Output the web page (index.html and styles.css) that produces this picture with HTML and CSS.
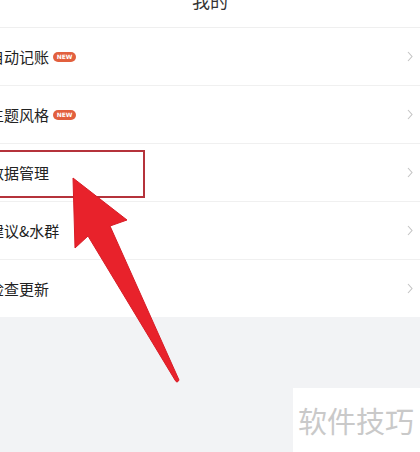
FILE: index.html
```html
<!DOCTYPE html>
<html lang="zh">
<head>
<meta charset="utf-8">
<link rel="stylesheet" href="styles.css">
</head>
<body>
<div class="page">
  <div class="header"><span class="title">我的</span></div>
  <div class="list">
    <div class="row"><span class="label">自动记账</span><span class="badge">NEW</span><span class="chev"><svg width="6" height="11" viewBox="0 0 6 11"><path d="M1 1 L5 5.5 L1 10" fill="none" stroke="#c4c4c4" stroke-width="1.1"/></svg></span></div>
    <div class="row"><span class="label">主题风格</span><span class="badge">NEW</span><span class="chev"><svg width="6" height="11" viewBox="0 0 6 11"><path d="M1 1 L5 5.5 L1 10" fill="none" stroke="#c4c4c4" stroke-width="1.1"/></svg></span></div>
    <div class="row"><span class="label">数据管理</span><span class="chev"><svg width="6" height="11" viewBox="0 0 6 11"><path d="M1 1 L5 5.5 L1 10" fill="none" stroke="#c4c4c4" stroke-width="1.1"/></svg></span></div>
    <div class="row"><span class="label">建议&amp;水群</span><span class="chev"><svg width="6" height="11" viewBox="0 0 6 11"><path d="M1 1 L5 5.5 L1 10" fill="none" stroke="#c4c4c4" stroke-width="1.1"/></svg></span></div>
    <div class="row last"><span class="label">检查更新</span><span class="chev"><svg width="6" height="11" viewBox="0 0 6 11"><path d="M1 1 L5 5.5 L1 10" fill="none" stroke="#c4c4c4" stroke-width="1.1"/></svg></span></div>
  </div>
  <div class="highlight"></div>
  <svg class="arrow" width="420" height="452" viewBox="0 0 420 452">
    <path d="M73 178 L127 220 L110 226 L179 380 Q177 384 175 380 L88 236 L75 248 Z" fill="#e8222b" stroke="#d81c26" stroke-width="1" stroke-linejoin="round"/>
  </svg>
  <div class="watermark">软件技巧</div>
</div>
</body>
</html>
```
FILE: styles.css
```css
html, body {
  margin: 0;
  padding: 0;
}
body {
  background: #f2f3f5;
  font-family: "Noto Sans CJK SC", "Noto Sans", sans-serif;
  color: #222;
}
.page {
  position: relative;
  width: 420px;
  height: 452px;
  overflow: hidden;
}
.header {
  height: 27px;
  background: #fff;
  border-bottom: 1px solid #efefef;
  display: flex;
  justify-content: center;
  overflow: hidden;
}
.title {
  font-size: 18px;
  line-height: 18px;
  margin-top: -9px;
  color: #333;
}
.list {
  background: #fff;
}
.row {
  height: 57px;
  border-bottom: 1px solid #f0f0f0;
  display: flex;
  align-items: center;
  padding-right: 7px;
}
.row.last {
  border-bottom: none;
}
.label {
  font-size: 15px;
  margin-left: -11px;
  white-space: nowrap;
}
.badge {
  margin-left: 4px;
  width: 23px;
  height: 10px;
  border-radius: 5px;
  background: #e2603e;
  color: #fff;
  font-family: "DejaVu Sans", sans-serif;
  font-size: 6px;
  font-weight: bold;
  line-height: 10px;
  text-align: center;
}
.chev {
  margin-left: auto;
  display: flex;
}
.highlight {
  position: absolute;
  left: -5px;
  top: 150px;
  width: 146px;
  height: 44px;
  border: 2px solid #b5333b;
}
.arrow {
  position: absolute;
  left: 0;
  top: 0;
}
.watermark {
  position: absolute;
  left: 293px;
  top: 388px;
  right: 0;
  bottom: 0;
  background: #fff;
  color: #c9c9c9;
  font-size: 29px;
  line-height: 29px;
  padding: 18px 0 0 5px;
  white-space: nowrap;
}
```
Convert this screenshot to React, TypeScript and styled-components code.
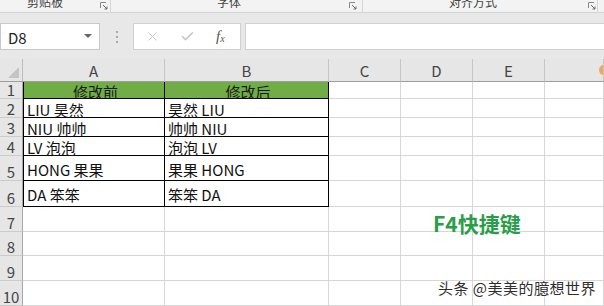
import React from 'react';
import styled, { createGlobalStyle } from 'styled-components';
import { X, Check } from 'lucide-react';

const GlobalStyle = createGlobalStyle`
  html, body { margin: 0; padding: 0; background: #fff; overflow: hidden; }
  * { box-sizing: border-box; }
`;

const FONT = `"Noto Sans CJK SC", "Noto Sans", sans-serif`;

const Page = styled.div`
  position: relative;
  width: 604px;
  height: 306px;
  overflow: hidden;
  background: #fff;
  font-family: ${FONT};
  display: flex;
  flex-direction: column;
`;

/* ---------- ribbon ---------- */
const Ribbon = styled.div`
  display: flex;
  height: 13px;
  background: #f3f3f3;
  border-bottom: 1px solid #d4d4d4;
  overflow: hidden;
  flex-shrink: 0;
`;

const Group = styled.div<{ $w: number; $pad: number; $end: number }>`
  display: flex;
  align-items: flex-start;
  width: ${(p) => p.$w}px;
  height: 12px;
  padding-left: ${(p) => p.$pad}px;
  padding-right: ${(p) => p.$end}px;
  border-right: 1px solid #d6d6d6;
  flex-shrink: 0;
`;

const GroupLabel = styled.span`
  font-size: 12px;
  line-height: 12px;
  margin-top: -4px;
  margin-right: auto;
  color: #444;
  white-space: nowrap;
`;

const LauncherSvg = styled.svg`
  width: 8px;
  height: 8px;
  margin-top: 2px;
  flex-shrink: 0;
`;

const Launcher = () => (
  <LauncherSvg viewBox="0 0 8 8">
    <path d="M0.5 6V0.5H6" fill="none" stroke="#8a8a8a" strokeWidth="1" />
    <path d="M3 3L7 7M7 4.5V7H4.5" fill="none" stroke="#6a6a6a" strokeWidth="1" />
  </LauncherSvg>
);

/* ---------- formula bar ---------- */
const FormulaArea = styled.div`
  display: flex;
  align-items: flex-start;
  height: 46px;
  padding-top: 10px;
  background: #e8e8e8;
  flex-shrink: 0;
`;

const NameBox = styled.div`
  display: flex;
  align-items: center;
  justify-content: space-between;
  width: 100px;
  height: 27px;
  padding: 1px 7px 0 7px;
  background: #fff;
  border: 1px solid #c8c8c8;
  font-size: 15px;
  color: #222;
`;

const Caret = styled.span`
  width: 0;
  height: 0;
  border-left: 4px solid transparent;
  border-right: 4px solid transparent;
  border-top: 4px solid #666;
  margin-top: -2px;
`;

const Grip = styled.div`
  width: 33px;
  height: 27px;
  display: flex;
  flex-direction: column;
  align-items: center;
  justify-content: center;
  gap: 3px;
`;

const GripDot = styled.span`
  width: 2px;
  height: 2px;
  background: #a8a8a8;
`;

const ButtonBox = styled.div`
  display: flex;
  align-items: center;
  width: 108px;
  height: 27px;
  padding-left: 11px;
  gap: 20px;
  background: #fff;
  border: 1px solid #d0d0d0;
  color: #c6c6c6;
`;

const Fx = styled.span`
  font-family: "Liberation Serif", serif;
  font-style: italic;
  font-size: 15px;
  color: #555;
  margin-left: 1px;
  sub {
    font-size: 10px;
    vertical-align: -1px;
  }
`;

const FormulaInput = styled.div`
  flex: 1;
  height: 27px;
  margin-left: 4px;
  background: #fff;
  border: 1px solid #d0d0d0;
  border-right: none;
`;

/* ---------- grid ---------- */
const Sheet = styled.div`
  display: grid;
  grid-template-columns: 23px 142px 164px 72px 72px 72px 1fr;
  grid-template-rows: 23px 17px 19px 19px 19px 25px 26px 25px 24px 25px 25px;
  flex: 1;
`;

const Corner = styled.div`
  background: #e6e6e6;
  border-right: 1px solid #bcbcbc;
  border-bottom: 1px solid #9e9e9e;
  display: flex;
  align-items: flex-end;
  justify-content: flex-end;
  padding: 0 3px 3px 0;
`;

const CornerTri = styled.span`
  width: 0;
  height: 0;
  border-left: 11px solid transparent;
  border-bottom: 11px solid #c4c4c4;
`;

const ColHead = styled.div`
  position: relative;
  background: #e6e6e6;
  border-right: 1px solid #c6c6c6;
  border-bottom: 1px solid #9e9e9e;
  display: flex;
  align-items: center;
  justify-content: center;
  padding-top: 2px;
  font-size: 15px;
  line-height: 16px;
  color: #444;
  overflow: hidden;
`;

const OrangeMark = styled.span`
  position: absolute;
  right: -5px;
  top: 6px;
  width: 9px;
  height: 10px;
  border-radius: 50%;
  background: #f0a860;
`;

const RowHead = styled.div`
  background: #e6e6e6;
  border-right: 1px solid #a8a8a8;
  border-bottom: 1px solid #cbcbcb;
  display: flex;
  align-items: flex-end;
  justify-content: center;
  font-size: 15px;
  line-height: 16px;
  color: #444;
`;

const Cell = styled.div<{ $table?: boolean; $first?: boolean; $head?: boolean }>`
  display: flex;
  align-items: center;
  justify-content: ${(p) => (p.$head ? 'center' : 'flex-start')};
  padding: 3px 0 0 3px;
  font-size: 15px;
  line-height: 16px;
  white-space: nowrap;
  color: ${(p) => (p.$head ? '#1a1a1a' : '#111')};
  background: ${(p) => (p.$head ? '#70ad47' : '#fff')};
  border-right: 1px solid ${(p) => (p.$table ? '#000' : '#d6d6d6')};
  border-bottom: 1px solid ${(p) => (p.$table ? '#000' : '#d6d6d6')};
  border-left: ${(p) => (p.$first ? '1px solid #000' : 'none')};
`;

const Note = styled.div`
  position: absolute;
  left: 433px;
  top: 211px;
  font-size: 21px;
  line-height: 24px;
  font-weight: 700;
  color: #2a9d4a;
  white-space: nowrap;
`;

const Watermark = styled.div`
  position: absolute;
  left: 438px;
  top: 279px;
  font-size: 15px;
  line-height: 18px;
  letter-spacing: 0.5px;
  color: #2e2e2e;
  white-space: nowrap;
  text-shadow: 0 0 2px #fff, 0 0 2px #fff, 0 0 1px #fff;
`;

const columns = ['A', 'B', 'C', 'D', 'E', 'F'];

const data: [string, string][] = [
  ['修改前', '修改后'],
  ['LIU 昊然', '昊然 LIU'],
  ['NIU 帅帅', '帅帅 NIU'],
  ['LV 泡泡', '泡泡 LV'],
  ['HONG 果果', '果果 HONG'],
  ['DA 笨笨', '笨笨 DA'],
];

export default function App() {
  const rows = Array.from({ length: 10 }, (_, i) => i + 1);
  return (
    <Page>
      <GlobalStyle />
      <Ribbon>
        <Group $w={111} $pad={27} $end={2}>
          <GroupLabel>剪贴板</GroupLabel>
          <Launcher />
        </Group>
        <Group $w={252} $pad={106} $end={5}>
          <GroupLabel>字体</GroupLabel>
          <Launcher />
        </Group>
        <Group $w={235} $pad={86} $end={1}>
          <GroupLabel>对齐方式</GroupLabel>
          <Launcher />
        </Group>
      </Ribbon>

      <FormulaArea>
        <NameBox>
          <span>D8</span>
          <Caret />
        </NameBox>
        <Grip>
          <GripDot />
          <GripDot />
          <GripDot />
        </Grip>
        <ButtonBox>
          <X size={15} strokeWidth={1.6} />
          <Check size={15} strokeWidth={2.4} />
          <Fx>
            f<sub>x</sub>
          </Fx>
        </ButtonBox>
        <FormulaInput />
      </FormulaArea>

      <Sheet>
        <Corner>
          <CornerTri />
        </Corner>
        {columns.map((c) => (
          <ColHead key={c}>
            {c === 'F' ? <OrangeMark /> : c}
          </ColHead>
        ))}
        {rows.map((r) => {
          const row = data[r - 1];
          return (
            <React.Fragment key={r}>
              <RowHead>{r}</RowHead>
              {columns.map((c, ci) => {
                const inTable = !!row && ci < 2;
                return (
                  <Cell
                    key={c}
                    $table={inTable}
                    $first={inTable && ci === 0}
                    $head={inTable && r === 1}
                  >
                    {inTable ? row[ci] : null}
                  </Cell>
                );
              })}
            </React.Fragment>
          );
        })}
      </Sheet>

      <Note>F4快捷键</Note>
      <Watermark>头条 @美美的臆想世界</Watermark>
    </Page>
  );
}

════

-- STATED EXERCISE --
Report only the number of lines in the records that include the word "this".

-- RESULT --
2